● Exercise details: Keep the images out and copy every entry below exactly.

Pages as source code:
______________________________
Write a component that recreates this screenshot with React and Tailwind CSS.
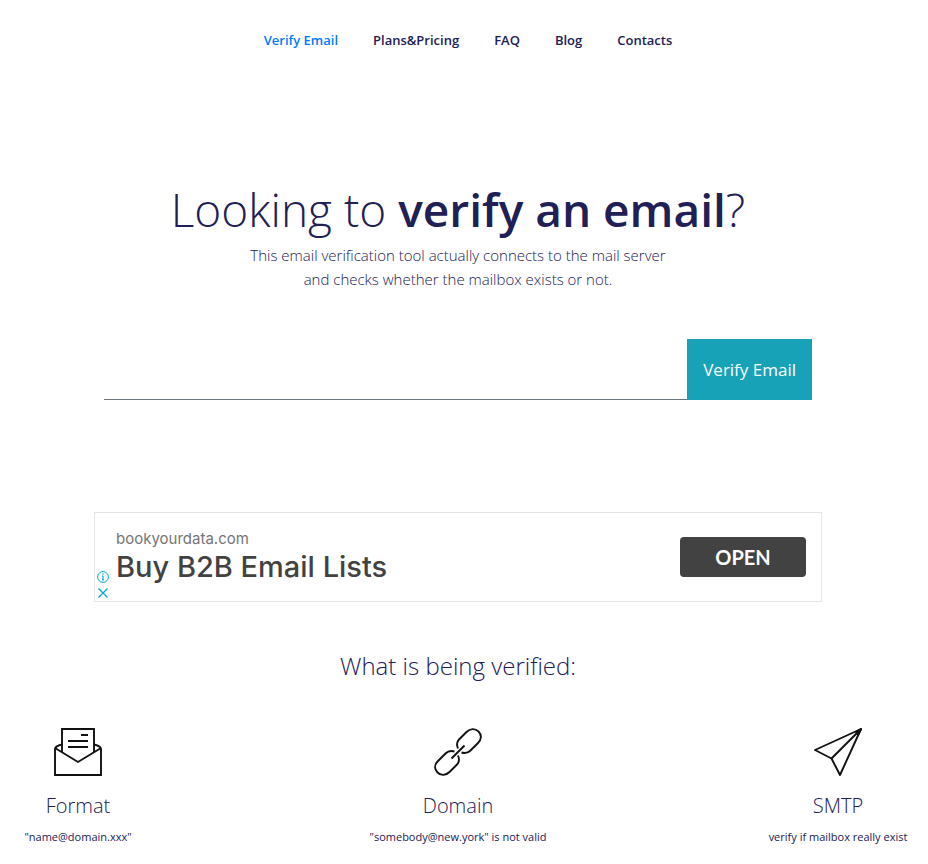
import React, { useState } from 'react';

const links = ['Verify Email', 'Plans&Pricing', 'FAQ', 'Blog', 'Contacts'];

function EnvelopeIcon() {
  return (
    <svg viewBox="0 0 48 48" className="h-12 w-12" fill="none" stroke="#111" strokeWidth="1.9" aria-hidden="true">
      <path d="M8 24V1h32v23" />
      <path d="M8 16.500C4 17.500 1 18.500 1 21V47h46V21C47 18.500 44 17.500 40 16.500" />
      <path d="M1 20 24 34 47 20" />
      <path d="M27 7h7M14 13h20M14 19h20" />
    </svg>
  );
}

function ChainIcon() {
  return (
    <svg viewBox="0 0 48 48" className="h-12 w-12" fill="none" stroke="#111" strokeWidth="1.9" aria-hidden="true">
      <path d="M24 20.500C22.500 17 23 13.500 25 11.500L32.500 4C36 .5 41 0 44.500 3.500C48 7 47.500 11.500 44 15L36.500 22.500C34 25 31 25.500 27.500 24.500" />
      <path d="M20.500 23.500C17 22.500 14 23 11.500 25.500L4 33C.5 36.500 0 41 3.500 44.500C7 48 12 47.500 15.500 44L23 36.500C25 34.500 25.500 31 24 27.500" />
      <path d="M17.500 30.500 30.500 17.500" />
    </svg>
  );
}

function PlaneIcon() {
  return (
    <svg viewBox="0 0 48 48" className="h-12 w-12" fill="none" stroke="#111" strokeWidth="1.9" strokeLinejoin="round" aria-hidden="true">
      <path d="M47 1 1 22 17.500 30.500 26 47z" />
      <path d="M47 1 17.500 30.500" />
      <path d="M47 1 42 4 44 7z" fill="#111" />
    </svg>
  );
}

const checks = [
  { title: 'Format', text: '"name@domain.xxx"', icon: <EnvelopeIcon /> },
  { title: 'Domain', text: '"somebody@new.york" is not valid', icon: <ChainIcon /> },
  { title: 'SMTP', text: 'verify if mailbox really exist', icon: <PlaneIcon /> },
];

function Navbar() {
  return (
    <nav className="flex justify-center gap-[35px] pt-[30px] pl-2 text-[13px] leading-5 font-semibold">
      {links.map((link, index) => (
        <a key={link} href="#" className={index === 0 ? 'text-[#007bff]' : 'text-[#212056]'}>
          {link}
        </a>
      ))}
    </nav>
  );
}

function VerifyForm() {
  const [email, setEmail] = useState('');

  return (
    <form onSubmit={(e) => e.preventDefault()} className="mx-auto mt-12 flex h-[61px] w-full max-w-[708px]">
      <input
        type="email"
        aria-label="Email"
        value={email}
        onChange={(e) => setEmail(e.target.value)}
        className="min-w-0 flex-1 border-b border-[#6c757d] px-3 text-[17px] outline-none"
      />
      <button type="submit" className="bg-[#17a2b8] px-4 text-[17px] text-white">
        Verify Email
      </button>
    </form>
  );
}

function AdBanner() {
  return (
    <aside className="relative mx-auto mt-28 flex h-[90px] w-full max-w-[728px] items-center justify-between border border-[#e4e4e4] pr-[15px] pl-[21px] font-['Inter',sans-serif]">
      <div>
        <p className="text-[15px] leading-5 text-[#757575]">bookyourdata.com</p>
        <p className="text-[29px] leading-9 font-medium text-[#424242]">Buy B2B Email Lists</p>
      </div>
      <button type="button" className="h-10 w-[126px] rounded bg-[#424242] font-['Lato',sans-serif] text-xl font-bold text-white">
        OPEN
      </button>
      <div className="absolute bottom-0.5 left-0.5 flex flex-col gap-1">
        <svg viewBox="0 0 12 12" className="h-3 w-3" fill="none" stroke="#00aecd" aria-hidden="true">
          <circle cx="6" cy="6" r="5.400" />
          <path d="M6 5v4M5 5h1M5 9h2M6 2.500v1.200" strokeWidth="1.200" />
        </svg>
        <svg viewBox="0 0 12 12" className="h-3 w-3" fill="none" stroke="#00aecd" strokeWidth="1.300" aria-hidden="true">
          <path d="M1.500 1.500l9 9M10.500 1.500l-9 9" />
        </svg>
      </div>
    </aside>
  );
}

function App() {
  return (
    <div className="bg-white pb-4 font-['Open_Sans','Noto_Sans',sans-serif] text-[#212056]">
      <Navbar />
      <main className="pr-3">
        <h1 className="mt-[130px] text-center text-[46px] leading-[58px] font-light">
          Looking to <strong className="font-semibold">verify an email</strong>?
        </h1>
        <p className="mt-[5px] text-center text-[15px] leading-6 font-light">
          This email verification tool actually connects to the mail server
          <br />
          and checks whether the mailbox exists or not.
        </p>
        <VerifyForm />
        <AdBanner />
        <h2 className="mt-[46px] text-center text-2xl leading-9 font-light">What is being verified:</h2>
        <div className="mt-11 flex justify-between px-1.5">
          {checks.map((check) => (
            <section key={check.title} className="flex w-36 flex-col items-center whitespace-nowrap">
              {check.icon}
              <h3 className="mt-4 text-xl leading-7 font-light">{check.title}</h3>
              <p className="mt-[7px] text-[11px] leading-5">{check.text}</p>
            </section>
          ))}
        </div>
      </main>
    </div>
  );
}

export default App;
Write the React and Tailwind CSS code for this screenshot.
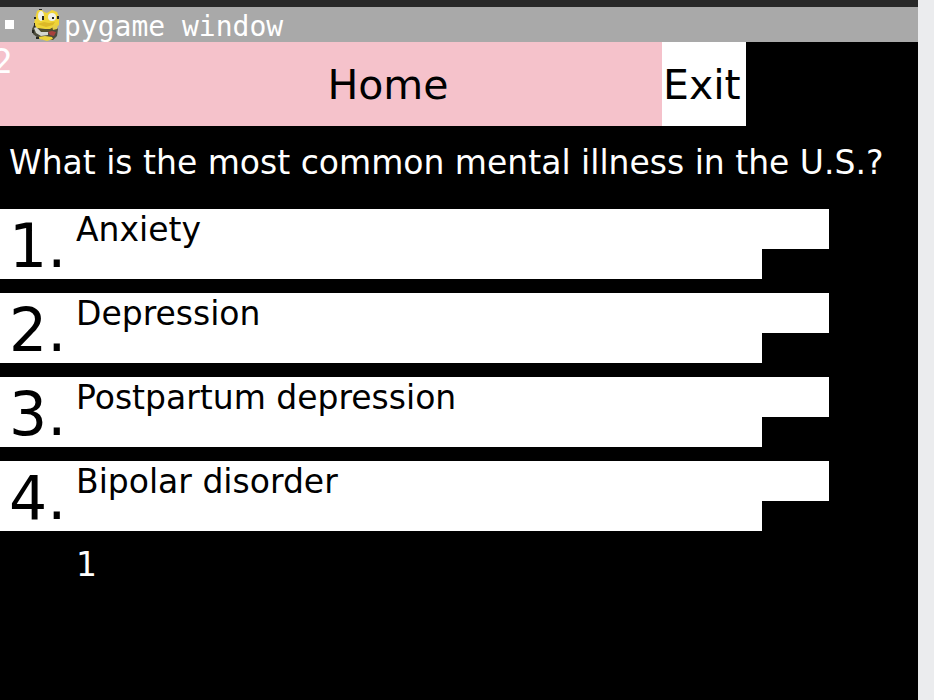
______________________________
● Written answer:
Write a component that recreates this screenshot with React and Tailwind CSS.
import React, { useState } from 'react';

const links = ['Verify Email', 'Plans&Pricing', 'FAQ', 'Blog', 'Contacts'];

function EnvelopeIcon() {
  return (
    <svg viewBox="0 0 48 48" className="h-12 w-12" fill="none" stroke="#111" strokeWidth="1.9" aria-hidden="true">
      <path d="M8 24V1h32v23" />
      <path d="M8 16.500C4 17.500 1 18.500 1 21V47h46V21C47 18.500 44 17.500 40 16.500" />
      <path d="M1 20 24 34 47 20" />
      <path d="M27 7h7M14 13h20M14 19h20" />
    </svg>
  );
}

function ChainIcon() {
  return (
    <svg viewBox="0 0 48 48" className="h-12 w-12" fill="none" stroke="#111" strokeWidth="1.9" aria-hidden="true">
      <path d="M24 20.500C22.500 17 23 13.500 25 11.500L32.500 4C36 .5 41 0 44.500 3.500C48 7 47.500 11.500 44 15L36.500 22.500C34 25 31 25.500 27.500 24.500" />
      <path d="M20.500 23.500C17 22.500 14 23 11.500 25.500L4 33C.5 36.500 0 41 3.500 44.500C7 48 12 47.500 15.500 44L23 36.500C25 34.500 25.500 31 24 27.500" />
      <path d="M17.500 30.500 30.500 17.500" />
    </svg>
  );
}

function PlaneIcon() {
  return (
    <svg viewBox="0 0 48 48" className="h-12 w-12" fill="none" stroke="#111" strokeWidth="1.9" strokeLinejoin="round" aria-hidden="true">
      <path d="M47 1 1 22 17.500 30.500 26 47z" />
      <path d="M47 1 17.500 30.500" />
      <path d="M47 1 42 4 44 7z" fill="#111" />
    </svg>
  );
}

const checks = [
  { title: 'Format', text: '"name@domain.xxx"', icon: <EnvelopeIcon /> },
  { title: 'Domain', text: '"somebody@new.york" is not valid', icon: <ChainIcon /> },
  { title: 'SMTP', text: 'verify if mailbox really exist', icon: <PlaneIcon /> },
];

function Navbar() {
  return (
    <nav className="flex justify-center gap-[35px] pt-[30px] pl-2 text-[13px] leading-5 font-semibold">
      {links.map((link, index) => (
        <a key={link} href="#" className={index === 0 ? 'text-[#007bff]' : 'text-[#212056]'}>
          {link}
        </a>
      ))}
    </nav>
  );
}

function VerifyForm() {
  const [email, setEmail] = useState('');

  return (
    <form onSubmit={(e) => e.preventDefault()} className="mx-auto mt-12 flex h-[61px] w-full max-w-[708px]">
      <input
        type="email"
        aria-label="Email"
        value={email}
        onChange={(e) => setEmail(e.target.value)}
        className="min-w-0 flex-1 border-b border-[#6c757d] px-3 text-[17px] outline-none"
      />
      <button type="submit" className="bg-[#17a2b8] px-4 text-[17px] text-white">
        Verify Email
      </button>
    </form>
  );
}

function AdBanner() {
  return (
    <aside className="relative mx-auto mt-28 flex h-[90px] w-full max-w-[728px] items-center justify-between border border-[#e4e4e4] pr-[15px] pl-[21px] font-['Inter',sans-serif]">
      <div>
        <p className="text-[15px] leading-5 text-[#757575]">bookyourdata.com</p>
        <p className="text-[29px] leading-9 font-medium text-[#424242]">Buy B2B Email Lists</p>
      </div>
      <button type="button" className="h-10 w-[126px] rounded bg-[#424242] font-['Lato',sans-serif] text-xl font-bold text-white">
        OPEN
      </button>
      <div className="absolute bottom-0.5 left-0.5 flex flex-col gap-1">
        <svg viewBox="0 0 12 12" className="h-3 w-3" fill="none" stroke="#00aecd" aria-hidden="true">
          <circle cx="6" cy="6" r="5.400" />
          <path d="M6 5v4M5 5h1M5 9h2M6 2.500v1.200" strokeWidth="1.200" />
        </svg>
        <svg viewBox="0 0 12 12" className="h-3 w-3" fill="none" stroke="#00aecd" strokeWidth="1.300" aria-hidden="true">
          <path d="M1.500 1.500l9 9M10.500 1.500l-9 9" />
        </svg>
      </div>
    </aside>
  );
}

function App() {
  return (
    <div className="bg-white pb-4 font-['Open_Sans','Noto_Sans',sans-serif] text-[#212056]">
      <Navbar />
      <main className="pr-3">
        <h1 className="mt-[130px] text-center text-[46px] leading-[58px] font-light">
          Looking to <strong className="font-semibold">verify an email</strong>?
        </h1>
        <p className="mt-[5px] text-center text-[15px] leading-6 font-light">
          This email verification tool actually connects to the mail server
          <br />
          and checks whether the mailbox exists or not.
        </p>
        <VerifyForm />
        <AdBanner />
        <h2 className="mt-[46px] text-center text-2xl leading-9 font-light">What is being verified:</h2>
        <div className="mt-11 flex justify-between px-1.5">
          {checks.map((check) => (
            <section key={check.title} className="flex w-36 flex-col items-center whitespace-nowrap">
              {check.icon}
              <h3 className="mt-4 text-xl leading-7 font-light">{check.title}</h3>
              <p className="mt-[7px] text-[11px] leading-5">{check.text}</p>
            </section>
          ))}
        </div>
      </main>
    </div>
  );
}

export default App;
Write the React and Tailwind CSS code for this screenshot.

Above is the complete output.